Seemingly childless themselves, their brand of "parenting" is very much of the tough-love variety, the spiky pair treating all situations with bone-dry, cynical humor and ironic detachment. Their stated aim is to make their charges "balanced, independent, thoughtful." From this duo, John's "That actually wasn't too bad" during after-school band practice counts as glowing praise.
Such laid-back, bohemian pedagogy may bemuse North American audiences weaned on the more sentimentally inspirational likes of Dead Poets Society, Good Will Hunting and the various iterations of Goodbye, Mr. Chips. But it's a valued part of a British tradition that stubbornly permeates many levels of the country's education system, both public and (especially) private.
That said, even within this context Headfort is something of an agreeable time warp—desks are of the Victorian-era hinged variety; a Jimi Hendrix mural looks down on the rag-tag music-practice room—possibly untouched by 21st-century neuroses and external concerns.

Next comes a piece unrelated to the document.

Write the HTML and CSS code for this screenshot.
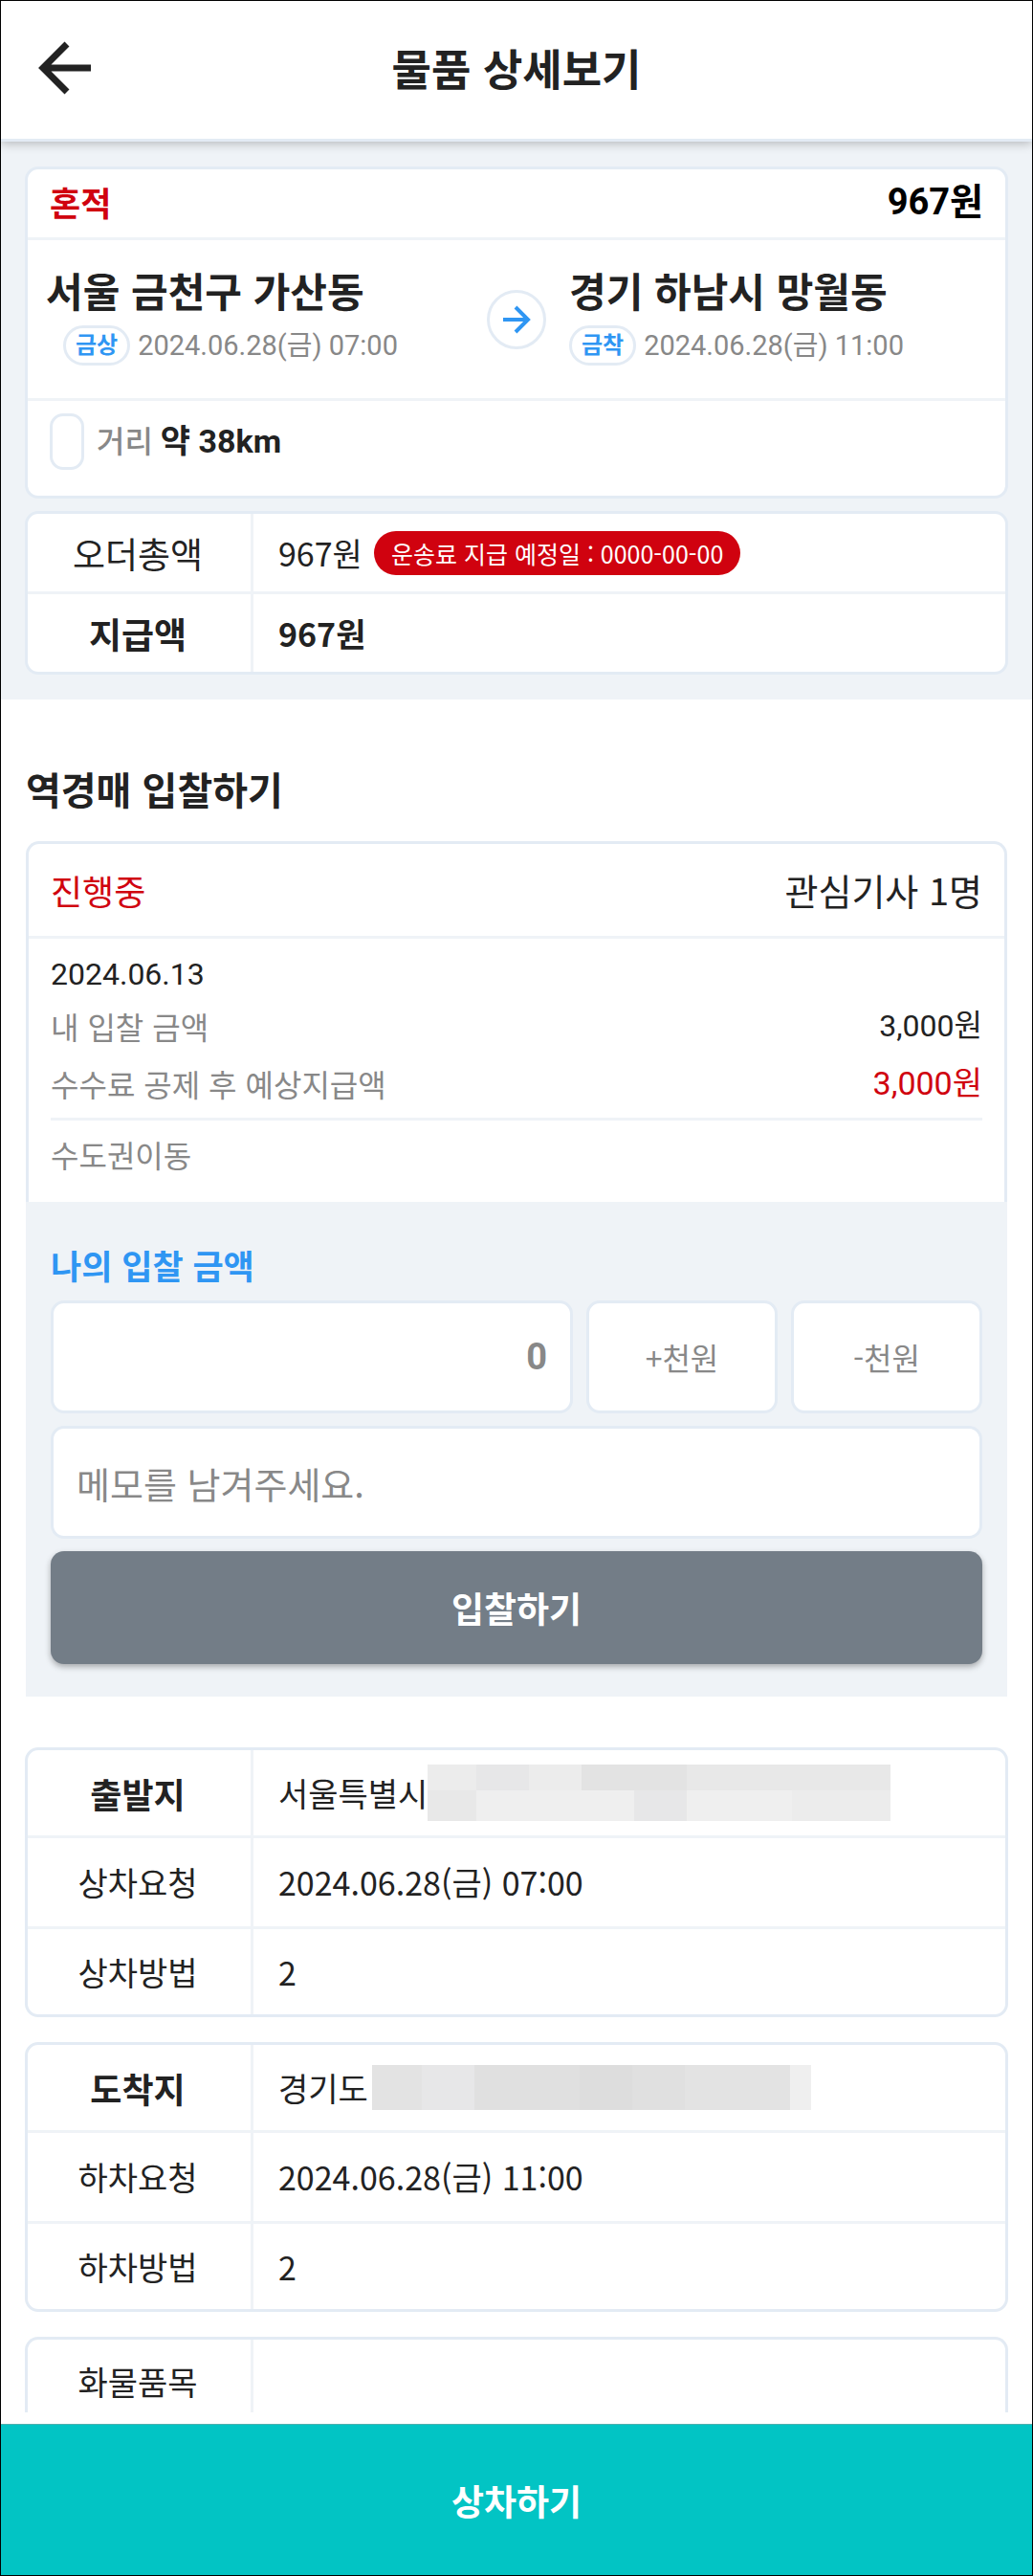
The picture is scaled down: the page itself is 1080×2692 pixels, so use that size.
FILE: index.html
```html
<!DOCTYPE html>
<html lang="ko">
<head>
    <meta charset="UTF-8">
    <meta name="viewport" content="width=device-width, initial-scale=1.0">
    <title>물품 상세보기</title>
    <link rel="stylesheet" href="styles.css">
</head>
<body>
<div class="app">
    <header class="header">
        <a class="back" href="#" aria-label="뒤로">
            <svg width="56" height="56" viewBox="0 0 56 56" fill="none" stroke="#222" stroke-width="7">
                <path d="M31 3L6 28L31 53M5 28H58"/>
            </svg>
        </a>
        <h1 class="header-title">물품 상세보기</h1>
    </header>

    <main class="content">
        <section class="summary">
            <div class="card">
                <div class="card-head">
                    <strong class="load-type">혼적</strong>
                    <strong class="load-price">967원</strong>
                </div>
                <div class="route">
                    <div class="place">
                        <h2 class="place-name">서울 금천구 가산동</h2>
                        <p class="place-time from"><span class="badge">금상</span>2024.06.28(금) 07:00</p>
                    </div>
                    <div class="route-arrow">
                        <svg width="30" height="30" viewBox="0 0 30 30" fill="none" stroke="#2f96f3" stroke-width="4">
                            <path d="M1 15H27M14 2L27 15L14 28"/>
                        </svg>
                    </div>
                    <div class="place">
                        <h2 class="place-name">경기 하남시 망월동</h2>
                        <p class="place-time"><span class="badge">금착</span>2024.06.28(금) 11:00</p>
                    </div>
                </div>
                <div class="distance">
                    <span class="distance-box"></span>
                    <p class="distance-text"><span class="distance-label">거리</span> <strong>약 38km</strong></p>
                </div>
            </div>

            <table class="info pay">
                <tr>
                    <th scope="row">오더총액</th>
                    <td><div class="pay-total">967원<span class="pay-date">운송료 지급 예정일 : 0000-00-00</span></div></td>
                </tr>
                <tr class="strong">
                    <th scope="row">지급액</th>
                    <td>967원</td>
                </tr>
            </table>
        </section>

        <section class="auction">
            <h2 class="section-title">역경매 입찰하기</h2>
            <div class="bid">
                <div class="bid-head">
                    <span class="bid-state">진행중</span>
                    <span class="bid-count">관심기사 1명</span>
                </div>
                <div class="bid-body">
                    <p class="bid-date">2024.06.13</p>
                    <dl class="bid-row">
                        <dt>내 입찰 금액</dt>
                        <dd>3,000원</dd>
                    </dl>
                    <dl class="bid-row expected">
                        <dt>수수료 공제 후 예상지급액</dt>
                        <dd>3,000원</dd>
                    </dl>
                    <p class="bid-memo">수도권이동</p>
                </div>
            </div>
            <form class="bid-form">
                <label class="bid-label" for="amount">나의 입찰 금액</label>
                <div class="amount-row">
                    <input class="field amount" id="amount" type="text" inputmode="numeric" placeholder="0">
                    <button class="step" type="button">+천원</button>
                    <button class="step" type="button">-천원</button>
                </div>
                <input class="field memo" type="text" aria-label="메모" placeholder="메모를 남겨주세요.">
                <button class="submit" type="button">입찰하기</button>
            </form>
        </section>

        <section class="details">
            <table class="info">
                <tr class="lead">
                    <th scope="row">출발지</th>
                    <td><div class="address">서울특별시<span class="mask mask-from"><i class="m2"></i><i class="m4"></i><i class="m2"></i><i class="m5"></i><i class="m5"></i><i class="m3"></i><i class="m3"></i><i class="m3"></i><i class="m3"></i><i class="m3"></i><i class="m1"></i><i class="m1"></i><i class="m1"></i><i class="m4"></i><i class="m1"></i><i class="m1"></i><i class="m2"></i><i class="m2"></i></span></div></td>
                </tr>
                <tr>
                    <th scope="row">상차요청</th>
                    <td>2024.06.28(금) 07:00</td>
                </tr>
                <tr>
                    <th scope="row">상차방법</th>
                    <td>2</td>
                </tr>
            </table>

            <table class="info">
                <tr class="lead">
                    <th scope="row">도착지</th>
                    <td><div class="address">경기도<span class="mask mask-to"><i class="m5"></i><i class="m4"></i><i class="m6"></i><i class="m6"></i><i class="m7"></i><i class="m6"></i><i class="m5"></i><i class="m5"></i><i class="m1"></i></span></div></td>
                </tr>
                <tr>
                    <th scope="row">하차요청</th>
                    <td>2024.06.28(금) 11:00</td>
                </tr>
                <tr>
                    <th scope="row">하차방법</th>
                    <td>2</td>
                </tr>
            </table>

            <table class="info cut">
                <tr>
                    <th scope="row">화물품목</th>
                    <td></td>
                </tr>
            </table>
        </section>
    </main>

    <button class="load-button" type="button">상차하기</button>
</div>
</body>
</html>
```

FILE: styles.css
```css
* {
    box-sizing: border-box;
}
body {
    margin: 0;
    background: #fff;
    color: #222;
    font-family: "Noto Sans CJK KR", "Noto Sans", sans-serif;
    font-size: 32px;
    line-height: 48px;
}
h1, h2, p, dl, dd {
    margin: 0;
}
button, input {
    font-family: inherit;
    margin: 0;
}
.app {
    border: 1px solid #000;
}

/* header */
.header {
    display: grid;
    grid-template-columns: 100px 1fr 100px;
    align-items: center;
    height: 147px;
    padding-bottom: 4px;
    border-bottom: 3px solid #e3ebf4;
    box-shadow: 0 2px 10px rgba(0, 0, 0, 0.25);
    position: relative;
}
.back {
    padding-left: 38px;
    height: 56px;
}
.header-title {
    font-size: 45px;
    line-height: 68px;
    text-align: center;
}

/* summary */
.summary {
    background: #eff3f7;
    padding: 26px 25px;
}
.card {
    border: 3px solid #e3ebf4;
    border-radius: 14px;
    background: #fff;
    margin-bottom: 13px;
}
.card-head {
    display: flex;
    justify-content: space-between;
    align-items: center;
    height: 74px;
    padding: 0 23px 4px;
    border-bottom: 3px solid #eff3f7;
    font-size: 35px;
}
.load-type {
    color: #d0020f;
}
.load-price {
    color: #000;
    font-family: Roboto, "Noto Sans CJK KR", sans-serif;
    font-size: 38px;
}
.route {
    display: grid;
    grid-template-columns: 1fr 62px 1fr;
    column-gap: 24px;
    align-items: center;
    height: 168px;
    padding: 0 19px;
    border-bottom: 3px solid #eff3f7;
}
.place {
    padding-bottom: 10px;
}
.place-name {
    font-size: 42px;
    line-height: 60px;
}
.place-time {
    display: flex;
    align-items: center;
    gap: 8px;
    margin-top: 4px;
    color: #888;
    font-family: Roboto, "Noto Sans CJK KR", sans-serif;
    font-size: 29px;
}
.place-time.from {
    padding-left: 18px;
}
.badge {
    border: 3px solid #e3ebf4;
    border-radius: 22px;
    padding: 0 10px;
    color: #2f96f3;
    font-size: 24px;
    font-weight: bold;
    line-height: 36px;
}
.route-arrow {
    display: flex;
    align-items: center;
    justify-content: center;
    height: 62px;
    border: 3px solid #e3ebf4;
    border-radius: 50%;
}
.distance {
    display: flex;
    align-items: center;
    gap: 13px;
    padding: 13px 23px 27px;
    font-family: Roboto, "Noto Sans CJK KR", sans-serif;
}
.distance-box {
    width: 36px;
    height: 59px;
    border: 3px solid #e3ebf4;
    border-radius: 14px;
}
.distance-text strong {
    font-size: 34px;
}
.distance-label {
    color: #888;
    font-weight: 500;
}

/* tables */
.info {
    width: 100%;
    border: 3px solid #e3ebf4;
    border-radius: 14px;
    border-spacing: 0;
    background: #fff;
    font-size: 34px;
}
.info th, .info td {
    height: 95px;
    padding: 0;
    border-bottom: 3px solid #eff3f7;
    font-weight: normal;
}
.info th {
    width: 236px;
    padding-right: 3px;
    border-right: 3px solid #eff3f7;
}
.info td {
    padding-left: 26px;
    text-align: left;
}
.info tr:first-child th, .info tr:first-child td {
    height: 92px;
}
.info tr:last-child th, .info tr:last-child td {
    border-bottom: 0;
    height: 89px;
}
.info .lead th {
    font-size: 36px;
    font-weight: bold;
}
.pay tr:first-child th, .pay tr:first-child td {
    height: 84px;
}
.pay tr:last-child th, .pay tr:last-child td {
    height: 81px;
}
.pay th {
    font-size: 37px;
}
.pay .strong th, .pay .strong td {
    font-weight: bold;
}
.pay-total {
    display: flex;
    align-items: center;
    gap: 12px;
}
.pay-date {
    padding: 0 18px;
    border-radius: 23px;
    background: #d0020f;
    color: #fff;
    font-size: 25px;
    line-height: 46px;
}

/* auction */
.auction {
    padding: 64px 26px 53px;
}
.section-title {
    font-size: 40px;
    line-height: 58px;
    margin-bottom: 26px;
}
.bid {
    border: 3px solid #e3ebf4;
    border-bottom: 0;
    border-radius: 14px 14px 0 0;
}
.bid-head {
    display: flex;
    justify-content: space-between;
    align-items: center;
    height: 99px;
    padding: 0 23px;
    border-bottom: 3px solid #eff3f7;
    font-size: 36px;
}
.bid-count {
    font-size: 38px;
}
.bid-state, .expected dd {
    color: #d0020f;
}
.bid-body {
    padding: 13px 23px 26px;
}
.bid-row {
    display: flex;
    justify-content: space-between;
    align-items: center;
    height: 60px;
}
.bid-row dt, .bid-memo {
    color: #888;
}
.bid-date, .bid-row dd {
    font-family: Roboto, "Noto Sans CJK KR", sans-serif;
}
.expected dd {
    font-size: 34px;
}
.bid-memo {
    margin-top: 6px;
    padding-top: 11px;
    border-top: 3px solid #eff3f7;
}

/* bid form */
.bid-form {
    display: flex;
    flex-direction: column;
    gap: 13px;
    padding: 42px 26px 34px;
    background: #eff3f7;
}
.bid-label {
    color: #2f96f3;
    font-size: 35px;
    font-weight: bold;
}
.amount-row {
    display: grid;
    grid-template-columns: 546fr 200fr 200fr;
    gap: 14px;
}
.field, .step {
    width: 100%;
    height: 118px;
    border: 3px solid #e3ebf4;
    border-radius: 14px;
    background: #fff;
    color: #888;
}
.field {
    padding: 0 24px;
}
.field::placeholder {
    color: #888;
    opacity: 1;
}
.amount {
    font-family: Roboto, sans-serif;
    font-size: 38px;
    font-weight: bold;
    text-align: right;
}
.memo {
    font-size: 38px;
}
.step {
    font-size: 32px;
}
.submit {
    height: 118px;
    border: 0;
    border-radius: 14px;
    background: #737d87;
    box-shadow: 0 3px 6px rgba(0, 0, 0, 0.3);
    color: #fff;
    font-size: 37px;
    font-weight: bold;
}

/* details */
.details {
    display: flex;
    flex-direction: column;
    gap: 26px;
    padding: 0 25px 12px;
}
.address {
    display: flex;
    align-items: center;
}
.mask {
    display: grid;
}
.mask-from {
    grid-template-columns: 51px repeat(7, 55px) 48px;
    grid-template-rows: 27px 32px;
}
.mask-to {
    grid-template-columns: 52px repeat(7, 55px) 22px;
    grid-template-rows: 47px;
    margin-left: 4px;
}
.m1 { background: #efefef; }
.m2 { background: #ececec; }
.m3 { background: #e8e8e8; }
.m4 { background: #e7e7e8; }
.m5 { background: #e3e3e3; }
.m6 { background: #e0e0e0; }
.m7 { background: #dddddd; }
.info.cut {
    border-bottom: 0;
    border-radius: 14px 14px 0 0;
}
.cut tr:last-child th, .cut tr:last-child td {
    height: 76px;
    padding-top: 12px;
}

.load-button {
    display: block;
    width: 100%;
    height: 158px;
    border: 0;
    border-top: 1px solid #4fb0ae;
    background: #02c4c4;
    color: #fff;
    font-size: 37px;
    font-weight: bold;
}
```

Ireland has, of course, been de facto independent of the United Kingdom since 1922, but countless remnants of the old "Anglo-Irish" days remain; the Leydens' (audible) Britishness is never an issue, though nearly all their pupils are evidently Irish.
Only a small handful of these kids make very much impact in Mirjam Strugalla's edit: Academically gifted Eliza, boisterously good-natured Ted and the graceful sometime model Florence, whose arrival from London around the hour mark provides a minor spark of potential friction and drama.
But Ní Chianáin (best known for 2007's Fairytale of Kathmandu) and Rane keep things pretty low-key throughout, coasting from chuckle to belly laugh in a picture whose structure is as baggy and functional as the beige suits of the bespectacled headmaster—himself a not-so-long-ago graduate of this very establishment.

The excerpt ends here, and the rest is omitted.